Como sempre entrei pelo quintal onde a avó Clara ultimava o jantar no seu fogão preferido de lenha. Esta avó, apesar de emprestada, era um doce que qualquer neto gostaria de ter. Ela me recebeu como um príncipe que não via fazia meia dúzia de meses. Foi mimo interminável que até me fez esquecer o calor da subida desde a baixa até lá na Lage. Olhei a árvore do meio do quintal, é única, que dá fruto e que bem que me sabe colher e comer directamente. Se a idade não me trai eram amoras. Lambuze-me com uma dose de meia dúzia acho eu a dar para o dobro.
- Os tios?
Devem estar na esquina amarela, respondeu a minha avó como se estivesse a falar para o ar.
- O avô?
- Foi à cidade... fiquei baralhado. Eu estou na cidade. O avô foi mesmo onde?
E como a conversa não ia dar a lugar nenhum eu me perguntei do alto da minha sabedoria porque o avô, aquele daqui, era avô e o outro da cidade do deserto era avô Serafim. Eu não me soube explicar e ninguém me ouviu o pensamento pelo que não obtive resposta.
- Avó, hoje janto aqui?
- Não, jantas na casa da tia.
OH... pensei eu comigo que ainda tinha de fazer a ronda pelas redondezas e depois ir até lá abaixo outra vez. Criança sofre.
- Beijinhos avó. Disse e sai por onde entrei. Fui à procura dos tios, gémeos mas quase da minha idade mas eles pensam são adultos e eu criança. O Caires e o Leitão estão na esquina.

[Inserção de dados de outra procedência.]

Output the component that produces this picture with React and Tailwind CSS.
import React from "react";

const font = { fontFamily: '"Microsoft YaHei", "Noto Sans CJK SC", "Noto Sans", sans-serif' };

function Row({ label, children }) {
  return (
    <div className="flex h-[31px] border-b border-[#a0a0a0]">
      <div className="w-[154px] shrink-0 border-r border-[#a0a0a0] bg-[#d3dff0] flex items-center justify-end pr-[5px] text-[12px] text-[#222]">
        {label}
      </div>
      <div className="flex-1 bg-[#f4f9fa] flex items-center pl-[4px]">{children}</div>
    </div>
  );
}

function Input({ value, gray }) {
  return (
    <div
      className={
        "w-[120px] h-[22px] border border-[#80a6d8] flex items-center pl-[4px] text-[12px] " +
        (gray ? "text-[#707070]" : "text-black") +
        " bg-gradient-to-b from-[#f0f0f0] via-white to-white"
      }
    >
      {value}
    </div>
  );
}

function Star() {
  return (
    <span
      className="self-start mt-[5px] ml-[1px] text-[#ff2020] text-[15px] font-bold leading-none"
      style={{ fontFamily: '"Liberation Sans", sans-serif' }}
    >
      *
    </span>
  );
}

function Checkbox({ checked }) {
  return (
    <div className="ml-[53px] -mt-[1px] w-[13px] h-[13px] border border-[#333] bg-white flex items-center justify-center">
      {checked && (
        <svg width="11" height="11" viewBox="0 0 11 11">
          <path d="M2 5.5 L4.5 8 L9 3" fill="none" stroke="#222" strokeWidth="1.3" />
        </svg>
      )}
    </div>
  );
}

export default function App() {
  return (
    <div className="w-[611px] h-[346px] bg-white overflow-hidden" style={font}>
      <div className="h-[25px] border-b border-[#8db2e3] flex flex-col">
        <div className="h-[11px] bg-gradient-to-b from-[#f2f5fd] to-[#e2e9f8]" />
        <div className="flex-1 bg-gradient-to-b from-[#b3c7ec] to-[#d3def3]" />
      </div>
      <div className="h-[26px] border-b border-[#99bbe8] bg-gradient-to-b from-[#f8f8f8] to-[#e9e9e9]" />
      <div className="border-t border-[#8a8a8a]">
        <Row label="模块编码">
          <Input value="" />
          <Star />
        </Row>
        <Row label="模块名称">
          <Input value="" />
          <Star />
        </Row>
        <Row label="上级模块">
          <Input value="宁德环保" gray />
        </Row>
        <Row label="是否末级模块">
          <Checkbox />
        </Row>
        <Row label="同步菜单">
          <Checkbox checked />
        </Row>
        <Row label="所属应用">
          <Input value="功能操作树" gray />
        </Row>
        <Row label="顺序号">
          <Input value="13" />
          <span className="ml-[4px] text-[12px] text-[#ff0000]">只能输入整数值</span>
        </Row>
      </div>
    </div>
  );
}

Vasco e companhia, ou sejam os meus tios nada. Acho foram lá para os lados da escola comercial. Um deles me respondeu.
- Obrigado e é bom vos ver.
Me desligaram por completo. Não estava ali nenhum dos meus tios e a conversa já ia ser diferente.
Fui até na Igreja da Lage. O padre Luís Carlos não estava. Pelo menos a porta estava fechada. Eu também não ia falar com ele. Era padre de rock mas eu não me dava a essas coisas e não era Shalon. Na volta da igreja nada deles. Minha vida solitária estava a ser completa. Tinha de fazer todo o caminho de volta a pé, sozinho e eu não sabia os carreiros da cidade. Sentei nos degraus da igreja a pensar. Era mesmo só a imaginar a viagem de regresso, à casa da tia. Bolas, primeiro dia no planalto que até custa respirar e ainda tenho de fazer tudo de volta. Subo até à esquina do Hospital e depois é sempre a descer. Uff, estou com falta de ar só de pensar. E o cieiro está a estalar os lábios. Porque eu me vagabundei mal cheguei?